Outside of the US, the UK is one of the countries that has done the most to create this corporatist, globalist plutocratic system that you seem to love so much..

That’s certainly true, but here’s the thing: a less diverse and less multicultural UK is more likely to provide a space in which economically left wing politics can thrive than a more diverse one. Worldwide (as well as within countries), levels of government spending and social solidarity correlate with low ethnic diversity. The right-libertarian economist Bryan Caplan knows this, and this is the very reason he encourages mass immigration.

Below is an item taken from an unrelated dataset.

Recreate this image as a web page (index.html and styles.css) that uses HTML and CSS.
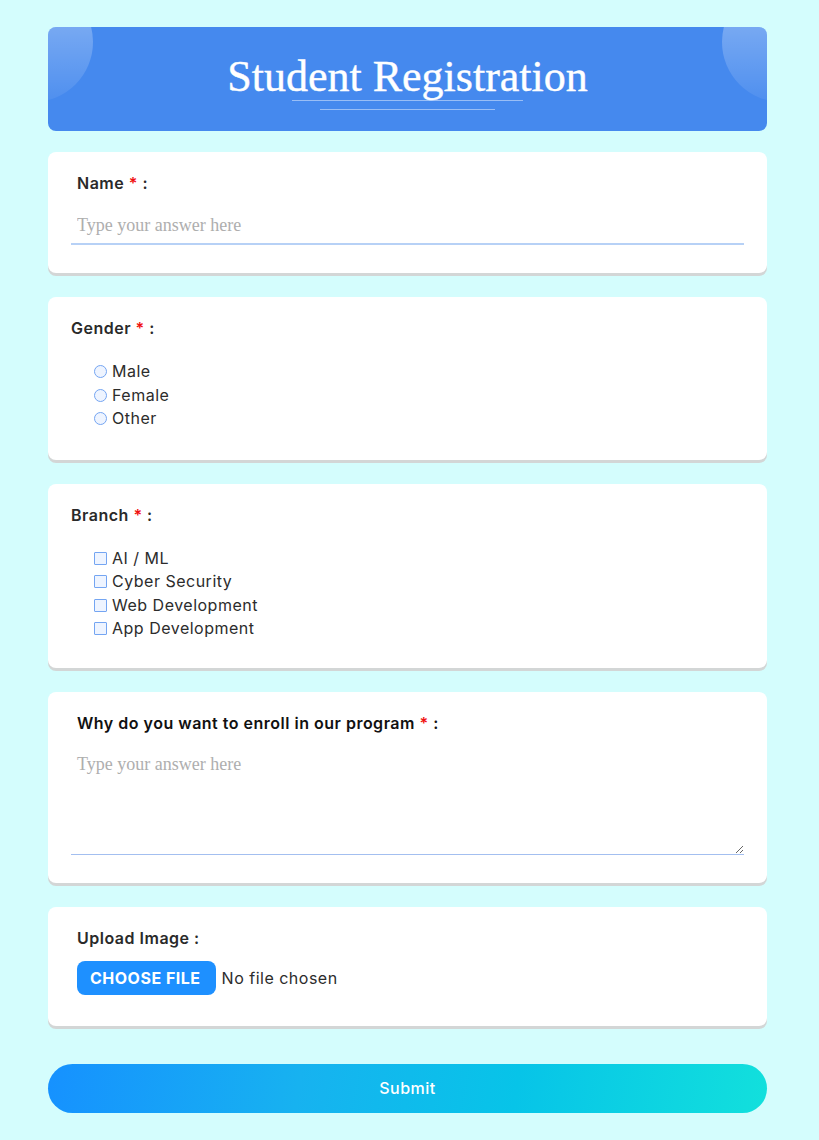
FILE: index.html
```html
<!DOCTYPE html>
<html lang="en">
<head>
  <meta charset="UTF-8">
  <title>Student Registration</title>
  <link rel="stylesheet" href="styles.css">
</head>
<body>

  <form class="form-wrap">
    <div class="form-header">
      <h1>Student Registration</h1>
      <div class="title-line"></div>
      <div class="title-line short"></div>
    </div>

    <div class="card card-name">
      <label class="field-label inset" for="name">Name <span class="req">*</span> :</label>
      <input class="text-input" type="text" id="name" placeholder="Type your answer here">
    </div>

    <div class="card">
      <p class="field-label">Gender <span class="req">*</span> :</p>
      <div class="options">
        <label class="option"><input type="radio" name="gender"> Male</label>
        <label class="option"><input type="radio" name="gender"> Female</label>
        <label class="option"><input type="radio" name="gender"> Other</label>
      </div>
    </div>

    <div class="card card-branch">
      <p class="field-label">Branch <span class="req">*</span> :</p>
      <div class="options">
        <label class="option"><input type="checkbox"> AI / ML</label>
        <label class="option"><input type="checkbox"> Cyber Security</label>
        <label class="option"><input type="checkbox"> Web Development</label>
        <label class="option"><input type="checkbox"> App Development</label>
      </div>
    </div>

    <div class="card card-why">
      <label class="field-label inset dark" for="why">Why do you want to enroll in our program <span class="req">*</span> :</label>
      <textarea class="text-area" id="why" placeholder="Type your answer here"></textarea>
    </div>

    <div class="card card-upload">
      <label class="field-label inset" for="photo">Upload Image :</label>
      <div class="upload">
        <label class="file-button" for="photo">CHOOSE FILE</label>
        <span class="file-name">No file chosen</span>
        <input type="file" id="photo" class="file-input">
      </div>
    </div>

    <button type="submit" class="submit">Submit</button>
  </form>

</body>
</html>
```

FILE: styles.css
```css
body {
  background: #d4fdfd;
  margin: 0;
  padding: 27px 52px 28px 48px;
}

.form-wrap {
  display: flex;
  flex-direction: column;
  font-family: Inter, "Open Sans", sans-serif;
}

.form-header {
  position: relative;
  overflow: hidden;
  background: #4589ee;
  border-radius: 8px;
  height: 104px;
  display: flex;
  flex-direction: column;
  align-items: center;
  margin-bottom: 21px;
}

.form-header::before,
.form-header::after {
  content: "";
  position: absolute;
  top: -45px;
  width: 120px;
  height: 120px;
  border-radius: 50%;
  background: linear-gradient(to bottom, rgba(255, 255, 255, 0.4), rgba(255, 255, 255, 0.05));
}

.form-header::before {
  left: -75px;
}

.form-header::after {
  right: -75px;
}

.form-header h1 {
  margin: 28px 0 0;
  font-family: "Liberation Serif", serif;
  font-weight: normal;
  font-size: 44px;
  line-height: 44px;
  color: #fff;
  -webkit-text-stroke: 0.4px #fff;
}

.title-line {
  width: 231px;
  height: 1px;
  background: rgba(255, 255, 255, 0.45);
  margin-top: 1px;
}

.title-line.short {
  width: 175px;
  margin-top: 8px;
}

.card {
  background: #fff;
  border-radius: 8px;
  box-shadow: 0 3px 0 #d3d6d6;
  padding: 21px 23px 29px;
  margin-bottom: 24px;
  display: flex;
  flex-direction: column;
}

.card-name {
  padding-bottom: 28px;
}

.card-branch {
  padding-bottom: 27px;
}

.card-why {
  padding-bottom: 28px;
}

.card-upload {
  padding-bottom: 31px;
}

.field-label {
  margin: 0;
  font-size: 16px;
  font-weight: 600;
  line-height: 20px;
  letter-spacing: 0.5px;
  color: #2a2a2a;
}

.field-label.inset {
  margin-left: 6px;
}

.field-label.dark {
  color: #111;
}

.req {
  color: #f01010;
}

.text-input {
  margin-top: 14px;
  height: 38px;
  box-sizing: border-box;
  border: none;
  border-bottom: 2px solid #b7d1f6;
  padding: 0 6px;
  font-family: "Liberation Serif", serif;
  font-size: 18px;
  outline: none;
}

.text-input::placeholder,
.text-area::placeholder {
  color: #aeaeae;
}

.options {
  display: flex;
  flex-direction: column;
  margin: 22px 0 0 23px;
}

.option {
  display: flex;
  align-items: center;
  gap: 5px;
  font-size: 16px;
  line-height: 23.5px;
  letter-spacing: 0.5px;
  color: #2c2c2c;
}

.option input {
  appearance: none;
  margin: 0;
  width: 13px;
  height: 13px;
  border: 1px solid #74a5f2;
  background: #eef4ff;
}

.option input[type="radio"] {
  border-radius: 50%;
}

.option input[type="checkbox"] {
  border-radius: 1px;
}

.text-area {
  margin-top: 13px;
  height: 109px;
  box-sizing: border-box;
  border: none;
  border-bottom: 1px solid #a3bff0;
  padding: 8px 6px;
  font-family: "Liberation Serif", serif;
  font-size: 18px;
  resize: vertical;
  outline: none;
}

.upload {
  display: flex;
  align-items: center;
  gap: 6px;
  margin: 13px 0 0 6px;
}

.file-button {
  background: #1e90ff;
  color: #fff;
  font-weight: 700;
  font-size: 16px;
  letter-spacing: 0.5px;
  height: 34px;
  padding: 0 15px 0 13px;
  display: flex;
  align-items: center;
  border-radius: 8px;
  cursor: pointer;
}

.file-name {
  font-size: 16px;
  letter-spacing: 0.5px;
  color: #2c2c2c;
}

.file-input {
  display: none;
}

.submit {
  margin-top: 14px;
  height: 49px;
  border: none;
  border-radius: 25px;
  background: linear-gradient(100deg, #1691ff 0%, #17b2f0 35%, #07c4e8 65%, #12e0dc 100%);
  color: #fff;
  font-family: Inter, sans-serif;
  font-weight: 500;
  font-size: 16px;
  letter-spacing: 0.5px;
  cursor: pointer;
}
```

#30 Comment By Hector_St_Clare On June 26, 2016 @ 12:21 pm

Scotland will now secede and join the EU, Northern Ireland will merge with its Catholic brother, and England & Wales will be Greece in 10 years. These people are going to suffer. The skilled youth you all so despise what with their sense of entitlement for personal freedom and all that jazz are going to bail, leaving what’s left of the UK in ruins.

As Michael Guarino points out, this is fear-mongering nonsense. England is not going to be Greece, at least in part because economic development depends on past economic history and on human capital. England is an advanced industrial economy now and will continue to be one for the foreseeable future.

As for skilled young people moving elsewhere, that’s less likely than it was in the past, because now their mobility is more limited.

And who really cares about Scotland staying part of the EU, anyway? Let the Scots go their own way. For that matter, let Greater London go its own way. Northern England on its own will be a poor country, but it will still be discernibly *English*.

#31 Comment By LouB On June 27, 2016 @ 3:15 pm

Amen.
Already left, and the weather has already cleared.

#32 Comment By Greg Jeffers On June 27, 2016 @ 3:56 pm

Move back to Texas and join us for a Texit!

#33 Comment By M_Young On June 27, 2016 @ 5:19 pm

Thanks for the kind words, Andrew Jackson. We all do what we can.